Theoretically, I kind of get it, but not quite. I think at each step, I have questions that correspond to it, these are:
How do I decide on k random means, technically I could say 5, but that may not necessarily be a good random number. So is this k purely a random number or is it actually driven by heuristics such as size of the dataset, number of words involved etc
How do you associate each word with the nearest mean? Theoretically I can conclude that each word is associated by its distance to the nearest mean, hence if there are 3 means, any word that belongs to a specific cluster is dependent on which mean it has the shortest distance to. However, how is this actually computed? Between two words "group", "textword" and assume a mean word "pencil", how do I create a similarity matrix.
How do you calculate the centroid?
When you repeat step 2 and step 3, you are assuming each previous cluster as a new data set?
Lots of questions, and I am obviously not clear. If there are any resources that I can read from, it would be great. Wikipedia did not suffice :(
As you don't know exact number of clusters - I'd suggest you to use a kind of hierarchical clustering:
Imagine that all your words just a points in non-euclidean space. Use Levenshtein distance to calculate distance between words (it works great, in case, if you want to detect clusters of lexicographically similar words)
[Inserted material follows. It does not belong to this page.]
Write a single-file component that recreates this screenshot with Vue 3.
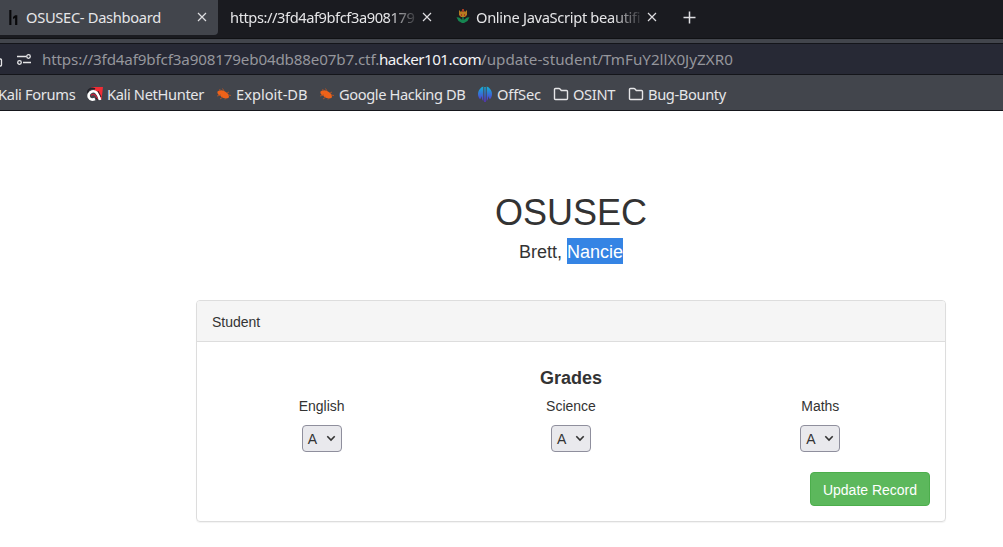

Build minimum spanning tree which contains all of your words
Remove links, which have length greater than some threshold
Linked groups of words are clusters of similar words
Here is small illustration:
P.S. you can find many papers in web, where described clustering based on building of minimal spanning tree
P.P.S. If you want to detect clusters of semantically similar words, you need some algorithms of automatic thesaurus construction
That you have to choose "k" for k-means is one of the biggest drawbacks of k-means.
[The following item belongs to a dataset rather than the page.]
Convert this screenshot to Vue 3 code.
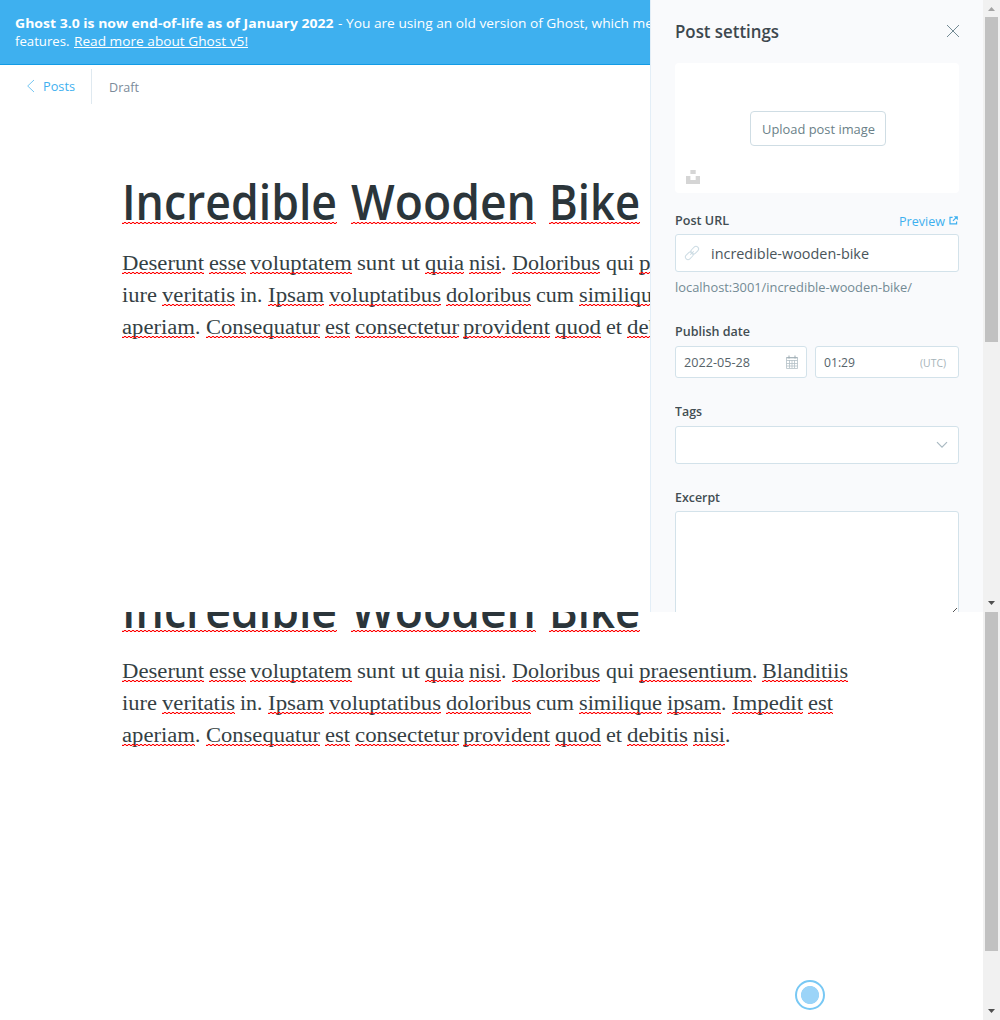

However, if you use the search function here, you will find a number of questions that deal with the known heuristical approaches to choosing k. Mostly by comparing the results of running the algorithm multiple times.
As for "nearest". K-means acutally does not use distances. Some people believe it uses euclidean, other say it is squared euclidean. Technically, what k-means is interested in, is the variance. It minimizes the overall variance, by assigning each object to the cluster such that the variance is minimized. Coincidentially, the sum of squared deviations - one objects contribution to the total variance - over all dimensions is exactly the definition of squared euclidean distance. And since the square root is monotone, you can also use euclidean distance instead.
Anyway, if you want to use k-means with words, you first need to represent the words as vectors where the squared euclidean distance is meaningful. I don't think this will be easy or maybe not even possible.
About the distance: In fact, Levenshtein (or edit) distance satisfies triangle inequality. It also satisfies the rest of the necessary properties to become a metric (not all distance functions are metric functions). Therefore you can implement a clustering algorithm using this metric function, and this is the function you could use to compute your similarity matrix S:
-> S_{i,j} = d(x_i, x_j) = S_{j,i} = d(x_j, x_i)
It's worth to mention that the Damerau-Levenshtein distance doesn't satisfy the triangle inequality, so be careful with this.
About the k-means algorithm: Yes, in the basic version you must define by hand the K parameter. And the rest of the algorithm is the same for a given metric.